Okay, I jumped the gun a few minutes ago, but is there anything else here, or are we ready to head for Menlo Park, New Jersey?

Mad Jon:  To the turnpike!

9 responses to “Crazy Noises: Lard of the Dance”

  1. Joe C. Avatar
    Joe C.

    I have to say that I’m not a big fan of season 10, but it certainly has the appeal that current ZS doesn’t have. I actually enjoy this episode in particular even though it does show quite a few ZS qualities.

    I disagree about seasons 9 to 10 being the biggest drop off in quality; while I am not big on either season, I don’t think true zombification occurs until season 11. Seasons 1-10 are like a completely different show than seasons 11 – present.

    I can’t wait until you guys do a Crazy Noises for “Simpsons Bible Stories,” which is one of my most hated episodes of all time due to it taking the format of your traditional THOH without rhyme or reason and the weird-as-Hell (literally) ending.

  2. kokairu Avatar
    kokairu

    Is it so unlike Homer

  3. kokairu Avatar
    kokairu

    Sorry, accidentally posted there before I had chance to finish! Is it so unlike Homer to take up hair brained schemes like this? Tracing back to Lisa’s Rival for different reasons, he neglected his day job to try to make money from stolen sugar, so it stands to reason that he’d do the same for grease… maybe I’m missing something though.

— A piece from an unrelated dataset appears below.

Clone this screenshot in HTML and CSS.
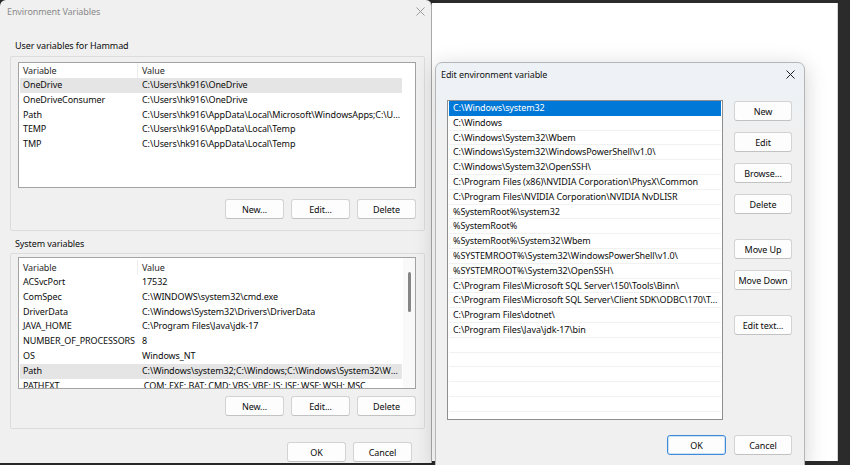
FILE: index.html
```html
<!DOCTYPE html>
<html lang="en">
<head>
    <meta charset="UTF-8">
    <title>Environment Variables</title>
    <link rel="stylesheet" href="styles.css">
</head>
<body>
    <!-- Environment Variables dialog (inactive) -->
    <div class="env">
        <div class="env-title">
            <span>Environment Variables</span>
            <svg class="close" width="9" height="9" viewBox="0 0 9 9"><path d="M0.5 0.5L8.5 8.5M8.5 0.5L0.5 8.5" stroke="#9a9a9a" stroke-width="1"/></svg>
        </div>

        <div class="group-label">User variables for Hammad</div>
        <div class="group">
            <div class="list user-list">
                <div class="lv-head"><span class="c1">Variable</span><span class="c2">Value</span></div>
                <div class="lv-row hover"><span class="c1">OneDrive</span><span class="c2">C:\Users\hk916\OneDrive</span></div>
                <div class="lv-row"><span class="c1">OneDriveConsumer</span><span class="c2">C:\Users\hk916\OneDrive</span></div>
                <div class="lv-row"><span class="c1">Path</span><span class="c2">C:\Users\hk916\AppData\Local\Microsoft\WindowsApps;C:\Users\hk916\AppData\Local</span></div>
                <div class="lv-row"><span class="c1">TEMP</span><span class="c2">C:\Users\hk916\AppData\Local\Temp</span></div>
                <div class="lv-row"><span class="c1">TMP</span><span class="c2">C:\Users\hk916\AppData\Local\Temp</span></div>
            </div>
            <div class="btn-row">
                <button class="btn">New...</button>
                <button class="btn">Edit...</button>
                <button class="btn">Delete</button>
            </div>
        </div>

        <div class="group-label sys-label">System variables</div>
        <div class="group sys-group">
            <div class="list sys-list">
                <div class="lv-head"><span class="c1">Variable</span><span class="c2">Value</span></div>
                <div class="lv-row"><span class="c1">ACSvcPort</span><span class="c2">17532</span></div>
                <div class="lv-row"><span class="c1">ComSpec</span><span class="c2">C:\WINDOWS\system32\cmd.exe</span></div>
                <div class="lv-row"><span class="c1">DriverData</span><span class="c2">C:\Windows\System32\Drivers\DriverData</span></div>
                <div class="lv-row"><span class="c1">JAVA_HOME</span><span class="c2">C:\Program Files\Java\jdk-17</span></div>
                <div class="lv-row"><span class="c1">NUMBER_OF_PROCESSORS</span><span class="c2">8</span></div>
                <div class="lv-row"><span class="c1">OS</span><span class="c2">Windows_NT</span></div>
                <div class="lv-row hover"><span class="c1">Path</span><span class="c2">C:\Windows\system32;C:\Windows;C:\Windows\System32\Wbem;C:\Windows</span></div>
                <div class="lv-row"><span class="c1">PATHEXT</span><span class="c2">.COM;.EXE;.BAT;.CMD;.VBS;.VBE;.JS;.JSE;.WSF;.WSH;.MSC</span></div>
                <div class="scroll-track"></div>
                <div class="scroll-thumb"></div>
            </div>
            <div class="btn-row">
                <button class="btn">New...</button>
                <button class="btn">Edit...</button>
                <button class="btn">Delete</button>
            </div>
        </div>

        <div class="env-foot">
            <button class="btn">OK</button>
            <button class="btn">Cancel</button>
        </div>
    </div>

    <!-- Window behind the edit dialog -->
    <div class="back"></div>

    <!-- Edit environment variable dialog -->
    <div class="edit">
        <div class="edit-title">
            <span>Edit environment variable</span>
            <svg class="close" width="9" height="9" viewBox="0 0 9 9"><path d="M0.5 0.5L8.5 8.5M8.5 0.5L0.5 8.5" stroke="#1f1f1f" stroke-width="1"/></svg>
        </div>
        <div class="edit-body">
            <div class="path-list">
                <div class="p-row selected">C:\Windows\system32</div>
                <div class="p-row">C:\Windows</div>
                <div class="p-row">C:\Windows\System32\Wbem</div>
                <div class="p-row">C:\Windows\System32\WindowsPowerShell\v1.0\</div>
                <div class="p-row">C:\Windows\System32\OpenSSH\</div>
                <div class="p-row">C:\Program Files (x86)\NVIDIA Corporation\PhysX\Common</div>
                <div class="p-row">C:\Program Files\NVIDIA Corporation\NVIDIA NvDLISR</div>
                <div class="p-row">%SystemRoot%\system32</div>
                <div class="p-row">%SystemRoot%</div>
                <div class="p-row">%SystemRoot%\System32\Wbem</div>
                <div class="p-row">%SYSTEMROOT%\System32\WindowsPowerShell\v1.0\</div>
                <div class="p-row">%SYSTEMROOT%\System32\OpenSSH\</div>
                <div class="p-row">C:\Program Files\Microsoft SQL Server\150\Tools\Binn\</div>
                <div class="p-row">C:\Program Files\Microsoft SQL Server\Client SDK\ODBC\170\Tools\Binn\</div>
                <div class="p-row">C:\Program Files\dotnet\</div>
                <div class="p-row">C:\Program Files\Java\jdk-17\bin</div>
                <div class="p-row"></div>
                <div class="p-row"></div>
                <div class="p-row"></div>
                <div class="p-row"></div>
                <div class="p-row"></div>
                <div class="p-row"></div>
            </div>
            <div class="side-btns">
                <button class="btn side">New</button>
                <button class="btn side gap-s">Edit</button>
                <button class="btn side gap-s">Browse...</button>
                <button class="btn side gap-s">Delete</button>
                <button class="btn side gap-l">Move Up</button>
                <button class="btn side gap-s">Move Down</button>
                <button class="btn side gap-l">Edit text...</button>
            </div>
        </div>
        <div class="edit-foot">
            <button class="btn default">OK</button>
            <button class="btn side">Cancel</button>
        </div>
    </div>
</body>
</html>
```

FILE: styles.css
```css
/* Page / desktop */
body {
    margin: 0;
    width: 850px;
    height: 465px;
    overflow: hidden;
    position: relative;
    background: #2b2b2b;
    font-family: "Noto Sans", sans-serif;
    font-size: 9px;
    letter-spacing: -0.1px;
    color: #0c0c0c;
}

/* Generic button */
.btn {
    width: 59px;
    height: 20px;
    box-sizing: border-box;
    padding: 0;
    border: 1px solid #d3d3d3;
    border-bottom-color: #c2c2c2;
    border-radius: 3px;
    background: #fdfdfd;
    font: inherit;
    letter-spacing: inherit;
    color: #0c0c0c;
}

.close {
    display: block;
}

/* Environment Variables dialog */
.env {
    position: absolute;
    left: 0;
    top: 0;
    width: 431px;
    height: 463px;
    background: #f0f0f0;
    border-right: 1px solid #a9a9a9;
    border-radius: 6px 6px 0 0;
    box-shadow: 1px 0 4px rgba(0, 0, 0, 0.25);
    display: flex;
    flex-direction: column;
}

.env-title {
    height: 22px;
    display: flex;
    align-items: center;
    justify-content: space-between;
    padding: 0 6px 0 7px;
    color: #8a8a8a;
}

.group-label {
    margin: 17px 0 0 15px;
    line-height: 14px;
}

.group {
    margin: 3px 6px 0 10px;
    border: 1px solid #dcdcdc;
    border-radius: 2px;
    padding: 5px 8px 11px 7px;
}

.sys-label {
    margin-top: 6px;
}

.sys-group {
    margin-top: 2px;
    padding-top: 3px;
    padding-bottom: 12px;
}

/* List views */
.list {
    position: relative;
    height: 126px;
    box-sizing: border-box;
    background: #fff;
    border: 1px solid #a3a3a3;
    overflow: hidden;
    padding-left: 1px;
}

.sys-list {
    height: 132px;
    padding-top: 2px;
}

.lv-head, .lv-row {
    display: flex;
    width: 382px;
    white-space: nowrap;
}

.lv-head {
    height: 15px;
    line-height: 15px;
    color: #2a2a2a;
}

.lv-row {
    height: 14.8px;
    line-height: 14.8px;
}

.lv-row.hover {
    background: #e5e5e5;
}

.c1 {
    width: 118px;
    flex: none;
    box-sizing: border-box;
    padding-left: 3px;
}

.lv-head .c1 {
    border-right: 1px solid #ededed;
}

.c2 {
    width: 264px;
    box-sizing: border-box;
    padding-left: 4px;
    overflow: hidden;
    text-overflow: ellipsis;
}

.scroll-track {
    position: absolute;
    right: 0;
    top: 0;
    bottom: 0;
    width: 12px;
    background: #f9f9f9;
}

.scroll-thumb {
    position: absolute;
    right: 4px;
    top: 14px;
    width: 3px;
    height: 40px;
    border-radius: 2px;
    background: #858585;
}

.btn-row {
    display: flex;
    justify-content: flex-end;
    gap: 7px;
    margin-top: 11px;
}

.sys-group .btn-row {
    margin-top: 7px;
}

.env-foot {
    display: flex;
    justify-content: flex-end;
    gap: 7px;
    margin-top: 13px;
    padding-right: 19px;
}

/* Window behind */
.back {
    position: absolute;
    left: 432px;
    top: 3px;
    width: 405px;
    height: 458px;
    background: #fff;
    border-right: 1px solid #d4d4d4;
}

/* Edit environment variable dialog */
.edit {
    position: absolute;
    left: 435px;
    top: 62px;
    width: 370px;
    height: 405px;
    box-sizing: border-box;
    background: linear-gradient(#edf2f7 0, #eef1f4 40px, #f0f0f0 70px);
    border: 1px solid #b5b5b5;
    border-radius: 7px 7px 0 0;
    box-shadow: 0 4px 22px rgba(0, 0, 0, 0.18);
    display: flex;
    flex-direction: column;
}

.edit-title {
    height: 22px;
    display: flex;
    align-items: center;
    justify-content: space-between;
    padding: 0 9px 0 5px;
    color: #111;
}

.edit-body {
    display: flex;
    gap: 11px;
    padding: 15px 12px 0 11px;
}

.path-list {
    width: 276px;
    height: 320px;
    flex: none;
    box-sizing: border-box;
    background: #fff;
    border: 1px solid #8f8f8f;
    overflow: hidden;
}

.p-row {
    height: 14.8px;
    line-height: 14.8px;
    box-sizing: border-box;
    margin: 0 1px;
    padding-left: 4px;
    border-bottom: 1px solid #f1f1f1;
    white-space: nowrap;
    overflow: hidden;
    text-overflow: ellipsis;
}

.p-row.selected {
    background: #0078d7;
    color: #fff;
    border-bottom-color: #0078d7;
}

.side-btns {
    display: flex;
    flex-direction: column;
    padding-top: 1px;
}

.btn.side {
    width: 58px;
}

.gap-s {
    margin-top: 11px;
}

.gap-l {
    margin-top: 25px;
}

.edit-foot {
    display: flex;
    justify-content: flex-end;
    gap: 8px;
    margin-top: 15px;
    padding-right: 12px;
}

.btn.default {
    border-color: #3f8bd8;
    box-shadow: inset 0 0 0 1px #cfe1f5;
}
```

    I dunno that there is such a massive drop between 9 and 10 either… it’s mainly a decline in the number of watchable episodes per season (starting from 8), until 12, which is pure Zombie.

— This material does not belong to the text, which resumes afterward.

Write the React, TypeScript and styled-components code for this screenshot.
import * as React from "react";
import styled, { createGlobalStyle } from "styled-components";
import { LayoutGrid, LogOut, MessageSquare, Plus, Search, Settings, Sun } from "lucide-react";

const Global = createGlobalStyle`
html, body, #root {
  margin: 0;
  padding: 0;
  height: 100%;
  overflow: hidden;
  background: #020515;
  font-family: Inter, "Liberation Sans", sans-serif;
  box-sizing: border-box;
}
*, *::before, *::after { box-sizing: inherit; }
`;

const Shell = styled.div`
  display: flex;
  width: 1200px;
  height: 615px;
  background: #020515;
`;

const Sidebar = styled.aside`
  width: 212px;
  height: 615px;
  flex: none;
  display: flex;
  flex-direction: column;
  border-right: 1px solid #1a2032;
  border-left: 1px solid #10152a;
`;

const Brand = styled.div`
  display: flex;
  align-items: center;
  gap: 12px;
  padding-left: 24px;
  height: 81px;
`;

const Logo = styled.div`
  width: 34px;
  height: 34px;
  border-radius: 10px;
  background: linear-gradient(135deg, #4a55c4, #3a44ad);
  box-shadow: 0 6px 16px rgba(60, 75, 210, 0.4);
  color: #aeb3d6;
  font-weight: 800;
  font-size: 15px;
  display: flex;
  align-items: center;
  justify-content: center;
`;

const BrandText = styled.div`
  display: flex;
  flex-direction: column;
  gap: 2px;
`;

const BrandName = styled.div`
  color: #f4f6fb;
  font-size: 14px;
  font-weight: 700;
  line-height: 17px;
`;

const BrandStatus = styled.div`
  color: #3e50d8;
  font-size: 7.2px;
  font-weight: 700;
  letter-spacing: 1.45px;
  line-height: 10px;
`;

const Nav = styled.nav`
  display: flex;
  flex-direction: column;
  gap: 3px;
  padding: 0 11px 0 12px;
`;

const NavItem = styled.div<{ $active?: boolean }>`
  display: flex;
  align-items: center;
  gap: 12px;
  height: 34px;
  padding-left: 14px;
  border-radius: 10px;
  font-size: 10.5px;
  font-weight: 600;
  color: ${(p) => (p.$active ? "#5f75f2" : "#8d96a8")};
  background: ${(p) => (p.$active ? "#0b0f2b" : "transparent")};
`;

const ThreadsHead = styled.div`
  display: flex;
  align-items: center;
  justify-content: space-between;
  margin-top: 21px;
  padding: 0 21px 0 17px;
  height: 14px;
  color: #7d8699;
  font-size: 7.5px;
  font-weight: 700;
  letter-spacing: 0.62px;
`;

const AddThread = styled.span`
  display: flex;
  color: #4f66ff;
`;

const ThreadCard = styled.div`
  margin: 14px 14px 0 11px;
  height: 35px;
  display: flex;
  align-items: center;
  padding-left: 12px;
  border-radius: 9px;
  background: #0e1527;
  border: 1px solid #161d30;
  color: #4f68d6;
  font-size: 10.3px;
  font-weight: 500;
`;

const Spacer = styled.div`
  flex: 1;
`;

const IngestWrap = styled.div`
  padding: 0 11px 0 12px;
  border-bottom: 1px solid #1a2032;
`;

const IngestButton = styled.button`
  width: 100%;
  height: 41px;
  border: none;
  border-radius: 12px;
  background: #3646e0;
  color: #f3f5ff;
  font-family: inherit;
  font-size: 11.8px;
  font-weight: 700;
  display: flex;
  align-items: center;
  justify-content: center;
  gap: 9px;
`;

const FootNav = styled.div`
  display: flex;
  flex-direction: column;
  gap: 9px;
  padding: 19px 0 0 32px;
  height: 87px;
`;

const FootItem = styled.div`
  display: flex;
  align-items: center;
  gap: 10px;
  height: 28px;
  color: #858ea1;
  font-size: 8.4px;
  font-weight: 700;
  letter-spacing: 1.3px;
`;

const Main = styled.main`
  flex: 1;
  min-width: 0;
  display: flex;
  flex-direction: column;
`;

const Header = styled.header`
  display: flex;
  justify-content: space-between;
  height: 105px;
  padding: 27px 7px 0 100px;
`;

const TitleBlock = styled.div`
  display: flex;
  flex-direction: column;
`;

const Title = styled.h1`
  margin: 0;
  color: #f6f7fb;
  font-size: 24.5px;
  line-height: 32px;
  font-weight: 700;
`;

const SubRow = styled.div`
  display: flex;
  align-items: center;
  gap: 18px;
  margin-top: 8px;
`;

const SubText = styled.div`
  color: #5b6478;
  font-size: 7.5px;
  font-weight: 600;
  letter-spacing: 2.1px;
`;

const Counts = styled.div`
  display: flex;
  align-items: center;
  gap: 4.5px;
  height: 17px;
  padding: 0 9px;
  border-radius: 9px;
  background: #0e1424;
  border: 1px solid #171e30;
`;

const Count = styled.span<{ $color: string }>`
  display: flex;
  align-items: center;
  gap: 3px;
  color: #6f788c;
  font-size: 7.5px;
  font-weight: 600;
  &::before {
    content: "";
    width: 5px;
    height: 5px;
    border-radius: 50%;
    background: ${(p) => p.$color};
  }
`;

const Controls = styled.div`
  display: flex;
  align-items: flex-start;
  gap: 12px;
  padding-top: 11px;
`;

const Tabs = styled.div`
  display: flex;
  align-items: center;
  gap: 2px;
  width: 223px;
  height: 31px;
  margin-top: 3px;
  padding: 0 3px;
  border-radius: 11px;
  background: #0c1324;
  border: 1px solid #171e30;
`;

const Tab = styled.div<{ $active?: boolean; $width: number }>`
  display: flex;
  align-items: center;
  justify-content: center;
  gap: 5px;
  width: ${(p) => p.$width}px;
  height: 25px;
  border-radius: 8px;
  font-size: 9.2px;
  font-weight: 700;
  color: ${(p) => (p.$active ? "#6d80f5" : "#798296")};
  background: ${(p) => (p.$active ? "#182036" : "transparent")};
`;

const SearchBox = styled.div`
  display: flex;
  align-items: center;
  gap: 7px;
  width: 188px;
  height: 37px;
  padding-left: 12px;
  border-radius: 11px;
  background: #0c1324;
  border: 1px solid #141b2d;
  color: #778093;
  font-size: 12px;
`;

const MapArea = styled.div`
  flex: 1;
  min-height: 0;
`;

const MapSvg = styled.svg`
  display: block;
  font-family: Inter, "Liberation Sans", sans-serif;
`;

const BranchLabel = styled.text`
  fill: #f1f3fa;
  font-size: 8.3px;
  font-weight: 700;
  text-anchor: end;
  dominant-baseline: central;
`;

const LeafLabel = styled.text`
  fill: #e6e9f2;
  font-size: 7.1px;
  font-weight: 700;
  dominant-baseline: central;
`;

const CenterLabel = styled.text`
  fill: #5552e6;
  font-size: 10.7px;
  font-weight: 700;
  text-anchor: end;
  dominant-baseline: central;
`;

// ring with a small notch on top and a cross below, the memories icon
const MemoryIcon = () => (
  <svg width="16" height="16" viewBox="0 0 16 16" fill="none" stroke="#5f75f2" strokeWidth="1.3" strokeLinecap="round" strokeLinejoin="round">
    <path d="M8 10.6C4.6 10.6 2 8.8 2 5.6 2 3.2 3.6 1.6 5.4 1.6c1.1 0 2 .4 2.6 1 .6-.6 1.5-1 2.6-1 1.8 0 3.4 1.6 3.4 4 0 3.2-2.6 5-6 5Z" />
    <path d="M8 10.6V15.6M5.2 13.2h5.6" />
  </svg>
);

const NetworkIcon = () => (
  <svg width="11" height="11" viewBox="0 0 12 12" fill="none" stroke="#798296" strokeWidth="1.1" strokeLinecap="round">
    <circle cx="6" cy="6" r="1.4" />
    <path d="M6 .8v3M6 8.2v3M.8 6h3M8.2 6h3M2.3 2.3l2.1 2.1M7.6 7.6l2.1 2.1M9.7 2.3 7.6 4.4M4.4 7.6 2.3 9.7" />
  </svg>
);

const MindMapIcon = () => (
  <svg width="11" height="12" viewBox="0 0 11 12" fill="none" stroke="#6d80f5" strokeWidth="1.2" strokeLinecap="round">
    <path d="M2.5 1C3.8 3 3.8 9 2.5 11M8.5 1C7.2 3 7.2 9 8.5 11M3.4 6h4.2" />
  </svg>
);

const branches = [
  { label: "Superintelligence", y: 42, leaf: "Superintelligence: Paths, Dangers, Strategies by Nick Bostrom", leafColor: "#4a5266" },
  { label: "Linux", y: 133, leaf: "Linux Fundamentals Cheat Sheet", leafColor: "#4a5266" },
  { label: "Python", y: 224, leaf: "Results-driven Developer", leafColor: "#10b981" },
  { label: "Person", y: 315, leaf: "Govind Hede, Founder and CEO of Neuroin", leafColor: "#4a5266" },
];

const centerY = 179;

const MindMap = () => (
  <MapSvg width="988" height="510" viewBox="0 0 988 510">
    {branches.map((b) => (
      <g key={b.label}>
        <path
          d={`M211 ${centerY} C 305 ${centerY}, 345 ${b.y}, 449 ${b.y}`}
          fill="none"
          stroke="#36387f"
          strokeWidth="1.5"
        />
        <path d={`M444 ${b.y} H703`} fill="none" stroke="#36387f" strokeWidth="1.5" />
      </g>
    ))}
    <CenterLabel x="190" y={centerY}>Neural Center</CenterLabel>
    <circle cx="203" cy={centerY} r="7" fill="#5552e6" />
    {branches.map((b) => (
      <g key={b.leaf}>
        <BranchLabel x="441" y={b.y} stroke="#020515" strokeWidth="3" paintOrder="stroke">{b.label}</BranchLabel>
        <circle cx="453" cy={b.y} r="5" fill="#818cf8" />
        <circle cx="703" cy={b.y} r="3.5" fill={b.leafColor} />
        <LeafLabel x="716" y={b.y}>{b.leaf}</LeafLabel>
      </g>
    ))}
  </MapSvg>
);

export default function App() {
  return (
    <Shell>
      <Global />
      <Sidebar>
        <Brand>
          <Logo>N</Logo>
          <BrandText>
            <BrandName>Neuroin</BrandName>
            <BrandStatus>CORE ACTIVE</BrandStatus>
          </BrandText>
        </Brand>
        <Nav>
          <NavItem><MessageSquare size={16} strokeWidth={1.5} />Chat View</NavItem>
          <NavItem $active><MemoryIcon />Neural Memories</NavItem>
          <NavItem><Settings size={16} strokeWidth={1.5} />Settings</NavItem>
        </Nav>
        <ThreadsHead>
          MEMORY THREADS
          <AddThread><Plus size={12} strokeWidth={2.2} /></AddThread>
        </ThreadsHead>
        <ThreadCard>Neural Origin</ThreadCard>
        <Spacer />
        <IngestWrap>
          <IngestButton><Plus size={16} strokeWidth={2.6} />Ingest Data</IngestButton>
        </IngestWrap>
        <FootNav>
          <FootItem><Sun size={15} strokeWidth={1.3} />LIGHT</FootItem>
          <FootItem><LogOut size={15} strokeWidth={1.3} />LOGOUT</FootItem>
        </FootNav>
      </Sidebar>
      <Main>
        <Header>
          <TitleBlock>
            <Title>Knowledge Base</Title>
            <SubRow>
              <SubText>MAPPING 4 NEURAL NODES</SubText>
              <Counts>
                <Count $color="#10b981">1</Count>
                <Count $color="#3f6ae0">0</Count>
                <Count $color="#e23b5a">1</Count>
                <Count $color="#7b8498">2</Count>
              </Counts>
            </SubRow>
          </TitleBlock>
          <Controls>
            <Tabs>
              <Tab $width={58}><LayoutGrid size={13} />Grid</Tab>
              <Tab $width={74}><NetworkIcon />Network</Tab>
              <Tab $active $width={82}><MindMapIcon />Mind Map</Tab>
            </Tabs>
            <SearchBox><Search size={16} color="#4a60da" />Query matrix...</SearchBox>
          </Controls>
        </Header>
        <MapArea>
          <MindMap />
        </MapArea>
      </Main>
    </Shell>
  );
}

    1. Charlie Sweatpants Avatar
      Charlie Sweatpants

      “I dunno that there is such a massive drop between 9 and 10 either… it’s mainly a decline in the number of watchable episodes per season (starting from 8), until 12, which is pure Zombie.”

      That’s the same way I like to measure, and it’s precisely why I think the biggest gap is between 9 and 10. I’m sure we’ll get into this more as the summer moves along, but there’s one episode I basically never watch in 7, three or four in 8, and seven or eight in 9. In 10 there’s only five or so that I do watch.

  4. Lovejoy Fan Avatar
    Lovejoy Fan

    “And I’d be remiss if I didn’t point out that we had a couple of commenters (Ed note: here) mention how Lisa’s trepidation at getting sucked into the hassles of adulthood spoke to them when they were girls. Connecting with actual childhood experiences is one of the things that first endeared the show to me (not surprising as I was a child at the time), and it’s good that they were still doing that.”

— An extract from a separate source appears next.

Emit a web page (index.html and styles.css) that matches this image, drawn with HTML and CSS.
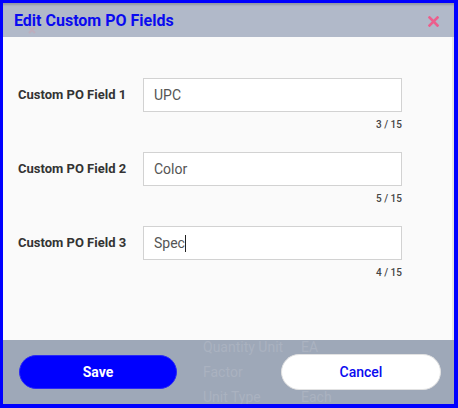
FILE: index.html
```html
<!DOCTYPE html>
<html lang="en">
<head>
    <meta charset="UTF-8">
    <title>Edit Custom PO Fields</title>
    <link rel="stylesheet" href="styles.css">
</head>
<body>
    <div class="frame">
        <div class="modal-head">
            <svg class="ghost-x" width="8" height="8" viewBox="0 0 8 8">
                <path d="M1 1 L7 7 M7 1 L1 7" stroke="#c4a9b8" stroke-width="2"/>
            </svg>
            <h1>Edit Custom PO Fields</h1>
            <button class="close" aria-label="Close">
                <svg width="11" height="11" viewBox="0 0 11 11">
                    <path d="M1.5 1.5 L9.5 9.5 M9.5 1.5 L1.5 9.5" stroke="#ec5f8d" stroke-width="2.6" stroke-linecap="square"/>
                </svg>
            </button>
        </div>

        <div class="modal-body">
            <div class="field-row">
                <label for="f1">Custom PO Field 1</label>
                <div class="field">
                    <input type="text" id="f1" value="UPC" maxlength="15">
                    <span class="count">3 / 15</span>
                </div>
            </div>
            <div class="field-row">
                <label for="f2">Custom PO Field 2</label>
                <div class="field">
                    <input type="text" id="f2" value="Color" maxlength="15">
                    <span class="count">5 / 15</span>
                </div>
            </div>
            <div class="field-row">
                <label for="f3">Custom PO Field 3</label>
                <div class="field">
                    <div class="fake-input">Spec<span class="caret"></span></div>
                    <span class="count">4 / 15</span>
                </div>
            </div>
        </div>

        <div class="modal-foot">
            <!-- page content showing through the overlay -->
            <div class="backdrop">
                <span>Quantity Unit</span><span>EA</span>
                <span>Factor</span><span></span>
                <span>Unit Type</span><span>Each</span>
            </div>
            <button class="btn btn-save">Save</button>
            <button class="btn btn-cancel">Cancel</button>
        </div>
    </div>
</body>
</html>
```

FILE: styles.css
```css
html, body {
    margin: 0;
    height: 100%;
}
body {
    font-family: Roboto, 'Liberation Sans', sans-serif;
    background-color: #9ea8b8;
}
.frame {
    box-sizing: border-box;
    width: 458px;
    height: 408px;
    border: solid #0000ff;
    border-width: 3px 4px 4px 3px;
    display: flex;
    flex-direction: column;
    overflow: hidden;
}
.modal-head {
    position: relative;
    height: 34px;
    background-color: #b1b9c9;
    box-shadow: inset 0 3px 2px -1px rgba(0, 0, 0, 0.18);
    display: flex;
    align-items: center;
    padding: 0 11px 0 11px;
}
.modal-head h1 {
    position: relative;
    margin: 0;
    flex: 1;
    font-size: 16px;
    font-weight: 700;
    color: #0a0af0;
}
.ghost-x {
    position: absolute;
    left: 25px;
    top: 23px;
    opacity: 0.7;
}
.close {
    background: none;
    border: none;
    padding: 0;
    width: 11px;
    height: 11px;
    margin-top: 3px;
    margin-right: 4px;
    cursor: pointer;
}
.close svg {
    display: block;
}
.modal-body {
    position: relative;
    z-index: 1;
    height: 303px;
    box-sizing: border-box;
    background-color: #fafafa;
    padding: 41px 0 0 15px;
    border-right: 2px solid #e6e6e6;
}
.field-row {
    display: flex;
    align-items: flex-start;
    height: 74px;
}
.field-row label {
    width: 125px;
    padding-top: 9px;
    font-size: 13px;
    font-weight: 700;
    color: #333;
}
.field {
    width: 259px;
    display: flex;
    flex-direction: column;
    align-items: flex-end;
}
.field input,
.fake-input {
    box-sizing: border-box;
    width: 100%;
    height: 34px;
    border: 1px solid #d2d2d2;
    background-color: #fff;
    padding: 0 10px;
    font-family: Roboto, 'Liberation Sans', sans-serif;
    font-size: 14px;
    color: #555;
    outline: none;
}
.fake-input {
    display: flex;
    align-items: center;
}
.caret {
    display: inline-block;
    width: 1px;
    height: 17px;
    background-color: #222;
}
.count {
    margin-top: 7px;
    font-size: 10px;
    font-weight: 500;
    color: #444;
}
.modal-foot {
    position: relative;
    flex: 1;
    background-color: #9ea8b8;
    display: flex;
    align-items: center;
    justify-content: space-between;
    padding: 0 13px 0 16px;
}
.backdrop {
    position: absolute;
    left: 200px;
    top: -2px;
    display: grid;
    grid-template-columns: 98px auto;
    row-gap: 7px;
    font-size: 14px;
    line-height: 18px;
    color: #aab2c0;
}
.btn {
    position: relative;
    width: 158px;
    height: 34px;
    border-radius: 17px;
    font-family: Roboto, 'Liberation Sans', sans-serif;
    font-size: 14px;
    font-weight: 700;
    cursor: pointer;
}
.btn-save {
    background-color: #0000ff;
    border: 1px solid #2a2af5;
    color: #fff;
}
.btn-cancel {
    width: 160px;
    height: 36px;
    border-radius: 18px;
    background-color: #fff;
    border: 1px solid #e2e2e2;
    color: #0a0af0;
    font-weight: 500;
}
```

    I think I was one of them (I didn’t say much) but anyway…

    I’m still pretty fond of this episode. Granted, it does have all the flaws you pointed out (the mixture of girls, Homer’s grease plot), but I like it because I still think it has some relevance. Speaking here as a doll collector (yes, picture me as a female Smithers in that respect), I do see a lot of things aimed at girls and it does seem like they grow up too fast, especially nowadays. In fact, I tend to remember what Lisa said to Alex quite often.

    Anyway… I don’t hate this, either.

    1. lennyburnham Avatar
      lennyburnham

      Yeah, I agree that my most of my problems with this episode come from the grease plot. The A-plot I think might be the last episode Lisa episode where it felt like they actually had a decent idea of something that girls might care about and relate to, as opposed to thinking “We haven’t done a Lisa episode in a while so we need to think of something.”

  5. Mr. Incognito Avatar
    Mr. Incognito

    It may lack the depth that earlier seasons had, but I don’t hate this episode.

    As for upcoming episodes, I can’t wait for the Crazy Noises on “D’ohin’ In the Wind”–not that I hate it, or think it’s terrible, but quite the opposite. To me at least, it’s a strong candidate for the most solid (non-THoH) episode of Season 10.

    Homer has a half-logical reason to become a hippie (that being his mom’s lifestyle), we see him at the plant, and later on it’s implied that he still works at the plant after going granola. When he screws up with the Frisbee in the Juicilator and then uses the “personal” vegetables, it’s by the more classic Homer approach–well meaning, but misguided. I also liked the whole hallucination bit, as it comes about naturally from the plot.

    There’s good lines throughout, from Smithers’ response to Mr. Burns’ “We need new blood” to “You can’t, like, own a potato, man…it’s one of Mother Earth’s creatures” (see the Useful Legal Tidbit on the right-hand side) to Officer Eddie’s (in what is one of his best lines) “Damn longhairs never learn, Chief.” Let’s not forget the whole “Demon in the sack” thing, Krusty’s “Weirdos!”, or George Carlin’s guest-star appearance.

    This episode does have its flaws, in getting Homer to hippiedom and back, as well as the gophers randomly attacking him twice, but compared to other Season 10 episodes, they’re virtually non-existant.

    Just my $.02 …

    1. kokairu Avatar
      kokairu

      I agree with you on that one, Doh-in the Wind cracks me up. I love Homer to the Max as well.

  6. P. Piggly Hogswine Avatar
    P. Piggly Hogswine

    I’m glad you mentioned the “My god, you’re greasy” bit, which still gets me laughing when I see it. I did like the B-plot more than the main story. This episode is more tolerable than many others later on in the season.